• **PROBLEM**:
Identify the lines holding "this" and copy them.

• **LISTED RECORDS**:
━━━

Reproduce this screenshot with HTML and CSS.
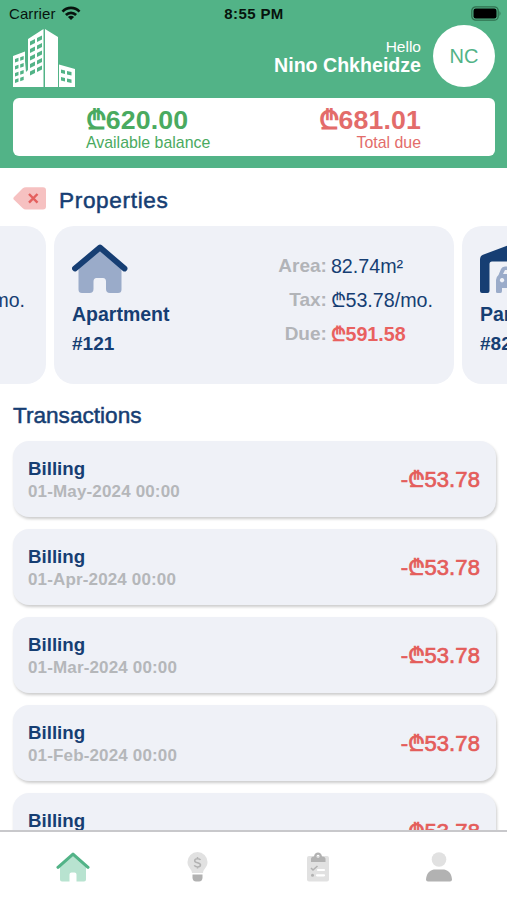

━━━

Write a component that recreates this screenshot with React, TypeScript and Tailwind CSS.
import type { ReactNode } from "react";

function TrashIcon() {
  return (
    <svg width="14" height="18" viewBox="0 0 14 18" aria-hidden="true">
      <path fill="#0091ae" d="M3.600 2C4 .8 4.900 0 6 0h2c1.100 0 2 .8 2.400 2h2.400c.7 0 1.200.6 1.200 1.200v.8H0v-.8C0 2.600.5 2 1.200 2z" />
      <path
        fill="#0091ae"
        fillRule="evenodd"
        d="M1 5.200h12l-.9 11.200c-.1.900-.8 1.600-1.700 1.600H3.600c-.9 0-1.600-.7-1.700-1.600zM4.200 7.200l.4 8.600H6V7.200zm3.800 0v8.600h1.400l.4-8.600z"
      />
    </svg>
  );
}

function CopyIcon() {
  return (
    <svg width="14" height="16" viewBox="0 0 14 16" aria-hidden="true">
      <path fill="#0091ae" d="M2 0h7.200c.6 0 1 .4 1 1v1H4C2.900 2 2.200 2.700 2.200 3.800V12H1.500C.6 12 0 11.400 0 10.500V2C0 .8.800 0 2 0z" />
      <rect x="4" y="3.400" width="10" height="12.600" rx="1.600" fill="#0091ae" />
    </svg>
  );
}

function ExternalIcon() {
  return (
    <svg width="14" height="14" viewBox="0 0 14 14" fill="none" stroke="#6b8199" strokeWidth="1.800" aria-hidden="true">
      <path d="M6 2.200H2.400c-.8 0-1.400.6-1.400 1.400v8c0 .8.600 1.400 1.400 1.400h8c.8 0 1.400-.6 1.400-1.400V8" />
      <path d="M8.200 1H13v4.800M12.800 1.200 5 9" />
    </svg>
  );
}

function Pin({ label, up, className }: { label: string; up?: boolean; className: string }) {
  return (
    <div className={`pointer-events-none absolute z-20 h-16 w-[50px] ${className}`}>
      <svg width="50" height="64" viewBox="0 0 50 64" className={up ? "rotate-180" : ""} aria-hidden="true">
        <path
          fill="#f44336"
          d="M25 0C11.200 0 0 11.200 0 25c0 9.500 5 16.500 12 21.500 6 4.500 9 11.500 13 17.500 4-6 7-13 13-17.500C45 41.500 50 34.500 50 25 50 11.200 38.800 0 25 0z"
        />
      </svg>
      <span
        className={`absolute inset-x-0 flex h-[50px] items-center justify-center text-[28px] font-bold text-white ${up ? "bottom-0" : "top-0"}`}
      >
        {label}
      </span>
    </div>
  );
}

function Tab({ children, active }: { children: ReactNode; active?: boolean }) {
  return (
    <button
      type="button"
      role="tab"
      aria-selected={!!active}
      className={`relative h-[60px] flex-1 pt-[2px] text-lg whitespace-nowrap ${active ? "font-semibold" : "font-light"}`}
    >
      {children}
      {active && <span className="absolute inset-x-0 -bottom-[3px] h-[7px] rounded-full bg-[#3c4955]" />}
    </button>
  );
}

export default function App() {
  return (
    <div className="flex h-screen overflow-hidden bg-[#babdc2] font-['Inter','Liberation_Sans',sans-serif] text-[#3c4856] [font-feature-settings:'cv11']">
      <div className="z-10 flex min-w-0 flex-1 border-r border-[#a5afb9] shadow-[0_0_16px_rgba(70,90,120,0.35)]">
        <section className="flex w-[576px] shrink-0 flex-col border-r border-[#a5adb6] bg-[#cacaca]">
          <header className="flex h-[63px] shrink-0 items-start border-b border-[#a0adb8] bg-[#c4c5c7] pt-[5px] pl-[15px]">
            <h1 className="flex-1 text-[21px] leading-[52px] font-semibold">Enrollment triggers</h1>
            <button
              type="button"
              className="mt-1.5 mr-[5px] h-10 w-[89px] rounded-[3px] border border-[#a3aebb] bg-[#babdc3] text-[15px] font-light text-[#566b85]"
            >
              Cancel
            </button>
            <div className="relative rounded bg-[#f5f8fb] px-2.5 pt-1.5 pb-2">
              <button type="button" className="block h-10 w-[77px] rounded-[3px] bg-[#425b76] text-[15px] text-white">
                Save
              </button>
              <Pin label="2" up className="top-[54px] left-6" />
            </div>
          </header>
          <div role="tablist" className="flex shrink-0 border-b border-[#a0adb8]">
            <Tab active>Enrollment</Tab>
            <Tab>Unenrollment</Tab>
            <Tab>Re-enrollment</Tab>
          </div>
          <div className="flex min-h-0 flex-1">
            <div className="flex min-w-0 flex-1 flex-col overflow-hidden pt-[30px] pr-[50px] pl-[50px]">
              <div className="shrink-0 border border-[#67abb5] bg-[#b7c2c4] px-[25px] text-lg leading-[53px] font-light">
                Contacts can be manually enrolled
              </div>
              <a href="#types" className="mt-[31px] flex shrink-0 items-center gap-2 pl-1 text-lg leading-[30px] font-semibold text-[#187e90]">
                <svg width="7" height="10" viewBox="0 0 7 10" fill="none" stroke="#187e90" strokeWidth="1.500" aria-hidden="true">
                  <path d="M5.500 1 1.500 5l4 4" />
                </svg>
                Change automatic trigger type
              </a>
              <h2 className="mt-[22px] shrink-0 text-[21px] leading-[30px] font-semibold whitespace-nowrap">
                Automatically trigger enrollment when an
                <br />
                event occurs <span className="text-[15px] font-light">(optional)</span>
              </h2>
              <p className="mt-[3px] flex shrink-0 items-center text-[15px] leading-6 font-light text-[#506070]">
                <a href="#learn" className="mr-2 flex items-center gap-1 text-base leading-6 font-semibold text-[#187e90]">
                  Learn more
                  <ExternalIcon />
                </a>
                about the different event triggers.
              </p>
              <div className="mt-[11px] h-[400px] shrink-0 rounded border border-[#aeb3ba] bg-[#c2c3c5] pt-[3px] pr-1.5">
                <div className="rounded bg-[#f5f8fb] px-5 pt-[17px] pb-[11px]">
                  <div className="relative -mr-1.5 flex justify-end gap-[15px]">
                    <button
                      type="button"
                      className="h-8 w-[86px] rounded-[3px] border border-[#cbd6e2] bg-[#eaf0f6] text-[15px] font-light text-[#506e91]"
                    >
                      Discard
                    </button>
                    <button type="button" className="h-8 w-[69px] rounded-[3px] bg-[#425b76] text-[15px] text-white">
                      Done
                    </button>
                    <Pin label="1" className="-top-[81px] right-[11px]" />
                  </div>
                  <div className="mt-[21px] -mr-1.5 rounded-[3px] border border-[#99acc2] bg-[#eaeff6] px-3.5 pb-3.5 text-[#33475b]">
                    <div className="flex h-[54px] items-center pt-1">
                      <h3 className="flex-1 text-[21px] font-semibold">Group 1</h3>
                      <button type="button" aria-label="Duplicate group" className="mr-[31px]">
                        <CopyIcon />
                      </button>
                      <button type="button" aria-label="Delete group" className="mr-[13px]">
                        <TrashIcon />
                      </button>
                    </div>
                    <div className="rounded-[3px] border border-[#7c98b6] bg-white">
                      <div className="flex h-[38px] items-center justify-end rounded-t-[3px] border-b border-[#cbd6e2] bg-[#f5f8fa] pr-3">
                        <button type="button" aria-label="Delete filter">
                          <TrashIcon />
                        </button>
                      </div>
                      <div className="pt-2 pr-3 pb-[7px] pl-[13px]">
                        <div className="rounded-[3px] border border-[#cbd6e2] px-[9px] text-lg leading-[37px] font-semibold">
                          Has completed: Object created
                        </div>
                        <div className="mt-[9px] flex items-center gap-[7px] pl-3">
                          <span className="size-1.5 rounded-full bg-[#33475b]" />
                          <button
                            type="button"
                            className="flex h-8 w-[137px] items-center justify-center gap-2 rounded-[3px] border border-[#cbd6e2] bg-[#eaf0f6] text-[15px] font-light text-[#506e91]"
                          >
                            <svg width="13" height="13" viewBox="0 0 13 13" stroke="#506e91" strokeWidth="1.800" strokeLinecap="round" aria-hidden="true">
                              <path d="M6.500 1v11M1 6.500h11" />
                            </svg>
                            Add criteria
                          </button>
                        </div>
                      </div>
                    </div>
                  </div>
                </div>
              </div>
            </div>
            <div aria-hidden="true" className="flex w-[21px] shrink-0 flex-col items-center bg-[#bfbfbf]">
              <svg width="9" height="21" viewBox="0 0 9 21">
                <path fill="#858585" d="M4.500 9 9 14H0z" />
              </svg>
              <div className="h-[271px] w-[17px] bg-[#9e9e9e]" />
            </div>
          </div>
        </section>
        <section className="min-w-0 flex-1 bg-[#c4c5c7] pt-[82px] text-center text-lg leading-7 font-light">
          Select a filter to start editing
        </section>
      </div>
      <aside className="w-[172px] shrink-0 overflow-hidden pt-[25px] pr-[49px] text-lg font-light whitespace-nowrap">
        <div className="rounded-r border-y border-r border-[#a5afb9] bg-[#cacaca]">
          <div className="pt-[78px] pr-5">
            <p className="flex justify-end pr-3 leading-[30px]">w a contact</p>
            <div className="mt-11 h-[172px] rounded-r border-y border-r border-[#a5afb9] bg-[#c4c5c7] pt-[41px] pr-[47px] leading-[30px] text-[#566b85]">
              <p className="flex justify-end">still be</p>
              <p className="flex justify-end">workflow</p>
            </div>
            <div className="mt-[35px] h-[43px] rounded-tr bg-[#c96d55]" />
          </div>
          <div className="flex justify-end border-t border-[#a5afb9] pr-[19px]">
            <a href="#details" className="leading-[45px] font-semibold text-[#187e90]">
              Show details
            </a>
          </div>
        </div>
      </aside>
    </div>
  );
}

━━━

• **TASK RESPONSE**:
Reproduce this screenshot with HTML and CSS.
Write a component that recreates this screenshot with React, TypeScript and Tailwind CSS.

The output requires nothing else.